Running Wild Recap: Hamilton Star Daveed Diggs Goes from Broadway to Backcountry

Daveed Diggs, who portrayed Marquis de Lafayette and Thomas Jefferson in the hit musical Hamilton, had “zero survival experience” when he appeared on Running Wild with Bear Grylls: The Challenge, but by the end of Sunday’s episode, he may have gotten more than he bargained for. Grylls gives the actor and singer a crash course on how to climb, start fires, track, snuggle, and of course, the best way to eat a tarantula in Nevada’s Great Basin Desert.

Daveed Diggs
National Geographic for Disney/Ben Simms

Day One: Sand, Spiders, and Snuggles

Grylls and Diggs are dropped off on top of a white rock dome and they take in the surrounding moonscape. Because this part of Nevada’s harsh and unforgiving wilderness is so extreme, Grylls explains he’s had a ranger on horseback leave a cache of food, climbing gear, and other supplies for them somewhere in the distant desert.

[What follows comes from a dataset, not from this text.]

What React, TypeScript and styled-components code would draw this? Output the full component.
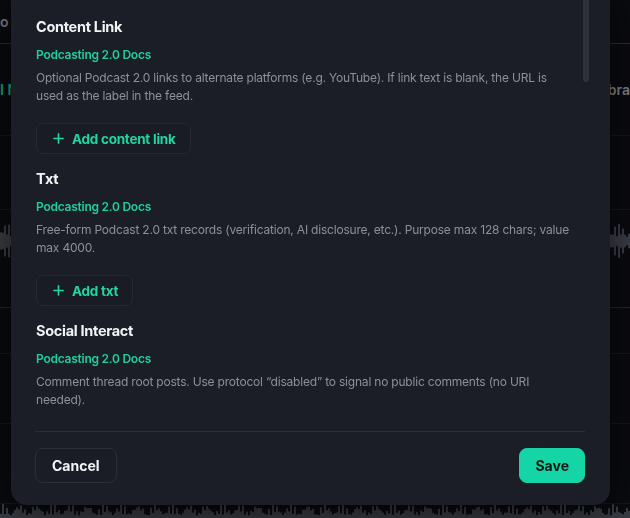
import styled, { createGlobalStyle } from "styled-components";

const GlobalStyle = createGlobalStyle`
  html, body {
    margin: 0;
    height: 100%;
    background: #0a0b0f;
    overflow: hidden;
  }
  body {
    font-family: Inter, "Noto Sans", sans-serif;
    -webkit-font-smoothing: antialiased;
  }
`;

const Backdrop = styled.div`
  height: 518px;
  display: flex;
  flex-direction: column;
  background: #0a0b0f;
  overflow: hidden;
`;

const TrackRow = styled.div<{ $h: number; $line?: string }>`
  flex: 0 0 ${(p) => p.$h}px;
  box-sizing: border-box;
  border-bottom: 1px solid ${(p) => p.$line || "#15171d"};
  display: flex;
  align-items: center;
  justify-content: space-between;
  font-size: 14px;
  font-weight: 600;
  color: #6b6f78;
  overflow: hidden;
`;

const EdgeLabel = styled.span<{ $green?: boolean }>`
  color: ${(p) => (p.$green ? "#17a884" : "#7d818a")};
  white-space: nowrap;
`;

const Wave = styled.svg<{ $h: number }>`
  display: block;
  flex: 0 0 ${(p) => p.$h}px;
  width: 100%;
  height: ${(p) => p.$h}px;
`;

const Modal = styled.div`
  position: fixed;
  left: 11px;
  right: 20px;
  top: -20px;
  bottom: 13px;
  background: #1b1e27;
  border-radius: 16px;
  box-shadow: 0 10px 40px rgba(0, 0, 0, 0.6);
  display: flex;
  flex-direction: column;
  overflow: hidden;
`;

const ScrollThumb = styled.div`
  position: absolute;
  right: 21px;
  top: 0;
  width: 6px;
  height: 102px;
  border-radius: 3px;
  background: #2d313c;
`;

const Body = styled.div`
  flex: 1;
  overflow: hidden;
  padding: 37px 25px 0 25px;
  display: flex;
  flex-direction: column;
  gap: 15px;
`;

const Section = styled.section`
  display: flex;
  flex-direction: column;
  align-items: flex-start;
`;

const Heading = styled.h3`
  margin: 0;
  font-size: 14.5px;
  line-height: 20px;
  font-weight: 700;
  letter-spacing: -0.3px;
  color: #f2f3f5;
`;

const DocsLink = styled.a`
  margin-top: 9px;
  font-size: 12px;
  line-height: 18px;
  font-weight: 600;
  letter-spacing: -0.25px;
  color: #1fcf9f;
  text-decoration: none;
`;

const Description = styled.p`
  margin: 5px 0 0;
  max-width: 538px;
  font-size: 12px;
  line-height: 18px;
  letter-spacing: -0.2px;
  color: #8b909b;
`;

const AddButton = styled.button`
  margin-top: 18px;
  height: 31px;
  padding: 0 14px 0 16px;
  display: inline-flex;
  align-items: center;
  gap: 8px;
  background: #191c24;
  border: 1px solid #252932;
  border-radius: 7px;
  color: #22d3a4;
  font-family: inherit;
  font-size: 13.5px;
  font-weight: 700;
  letter-spacing: -0.25px;
`;

const Footer = styled.div`
  margin: 0 25px 0 24px;
  padding: 16px 0 22px;
  border-top: 1px solid #2a2e38;
  display: flex;
  justify-content: space-between;
`;

const FooterButton = styled.button<{ $primary?: boolean }>`
  height: 35px;
  padding: 0 ${(p) => (p.$primary ? 15 : 16)}px;
  border-radius: 8px;
  font-family: inherit;
  font-size: 14px;
  font-weight: 700;
  border: 1px solid ${(p) => (p.$primary ? "#15d4a6" : "#2b2f39")};
  background: ${(p) => (p.$primary ? "#15d4a6" : "#1a1d25")};
  color: ${(p) => (p.$primary ? "#0e1714" : "#f2f3f5")};
`;

function Plus() {
  return (
    <svg width="11" height="11" viewBox="0 0 12 12" fill="none">
      <path d="M6 1v10M1 6h10" stroke="currentColor" strokeWidth="1.8" strokeLinecap="round" />
    </svg>
  );
}

function Waveform({ seed, h }: { seed: number; h: number }) {
  const bars = [];
  for (let i = 0; i < 315; i++) {
    const v = Math.abs(Math.sin(i * 1.7 + seed) * Math.cos(i * 0.37 + seed * 2));
    const bh = 25 + v * 75;
    bars.push(<rect key={i} x={i * 2} y={(100 - bh) / 2} width="2" height={bh} fill="#3a3d44" />);
  }
  return (
    <Wave $h={h} viewBox="0 0 630 100" preserveAspectRatio="none">
      {bars}
    </Wave>
  );
}

const sections = [
  {
    title: "Content Link",
    text: "Optional Podcast 2.0 links to alternate platforms (e.g. YouTube). If link text is blank, the URL is used as the label in the feed.",
    action: "Add content link",
  },
  {
    title: "Txt",
    text: "Free-form Podcast 2.0 txt records (verification, AI disclosure, etc.). Purpose max 128 chars; value max 4000.",
    action: "Add txt",
  },
  {
    title: "Social Interact",
    text: "Comment thread root posts. Use protocol “disabled” to signal no public comments (no URI needed).",
  },
];

export default function App() {
  return (
    <>
      <GlobalStyle />
      <Backdrop>
        <TrackRow $h={44} $line="#0f3a30">
          <EdgeLabel>o</EdgeLabel>
        </TrackRow>
        <TrackRow $h={92}>
          <EdgeLabel $green>I N</EdgeLabel>
          <EdgeLabel>bra</EdgeLabel>
        </TrackRow>
        <TrackRow $h={74} />
        <TrackRow $h={14} $line="#0a0b0f" />
        <Waveform seed={1} h={34} />
        <TrackRow $h={50} $line="#10302a" />
        <TrackRow $h={46} />
        <TrackRow $h={70} />
        <TrackRow $h={80} />
        <Waveform seed={3} h={30} />
      </Backdrop>
      <Modal>
        <ScrollThumb />
        <Body>
          {sections.map((s) => (
            <Section key={s.title}>
              <Heading>{s.title}</Heading>
              <DocsLink href="#">Podcasting 2.0 Docs</DocsLink>
              <Description>{s.text}</Description>
              {s.action && (
                <AddButton>
                  <Plus />
                  {s.action}
                </AddButton>
              )}
            </Section>
          ))}
        </Body>
        <Footer>
          <FooterButton>Cancel</FooterButton>
          <FooterButton $primary>Save</FooterButton>
        </Footer>
      </Modal>
    </>
  );
}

The pair’s first mission is to get off the dome they landed on and into a nearby valley, where they will attempt to pick up the tracks of the ranger’s horse. Along the way, Grylls plans to teach Diggs skills he’ll need the following day when he has to earn his extraction from the wilderness on his own.

The catch: Grylls doesn’t know where the cache was left, what kind of climbing challenge Diggs will face, or the type of food they’ll have to eat.

To find their first cache, Grylls and Diggs must get down the 250-foot ancient petrified sand dune they’re standing on using a rope. Grylls teaches Diggs the first skill he’ll need: how to improvise an anchor point on the rock, since there’s nearly no hardy vegetation strong enough to secure the rope to.

Instead, Grylls ties the rope onto one of their backpacks, which is filled with sand, and explains they’ll situate the pack behind a boulder to act as a counterbalance. “I don’t know what I expected coming out here, but it wasn’t this,” a dubious Diggs says.

He follows Grylls’s instructions, jams the pack into a small crack, and tests the rope. He’s then hooked on to it with a carabiner, and Gryllss shows him how to lower himself down the rock. “Grylls says the best way to get down is to just go over the side of it, so I guess that’s what we’re doing,” the Stormpiercer actor says, adding: “He’s just so casual about it all.”

After Grylls expertly descends, Diggs admits he’s “terrified” but goes over the edge anyway. “If Grylls says it’s cool, then it’s cool. But this is nuts!”

“Trust Bear. Trust the rocks,” Diggs reminds himself upon successfully reaching Grylls at the bottom.

The two next begin trekking through the desert, discussing Diggs’s successful career in music and acting along the way. After reaching the valley they spotted earlier from above, they begin speculative tracking, or looking for hoofprints from the ranger’s horse or anything out of the ordinary that can lead them to their cache.

Together they spot the signs of the horse in the sand. Grylls explains they now must switch into systematic-tracking mode, which requires them to circle the area in a ring to look for more signs a horse was in the area so they can determine the direction they need to travel.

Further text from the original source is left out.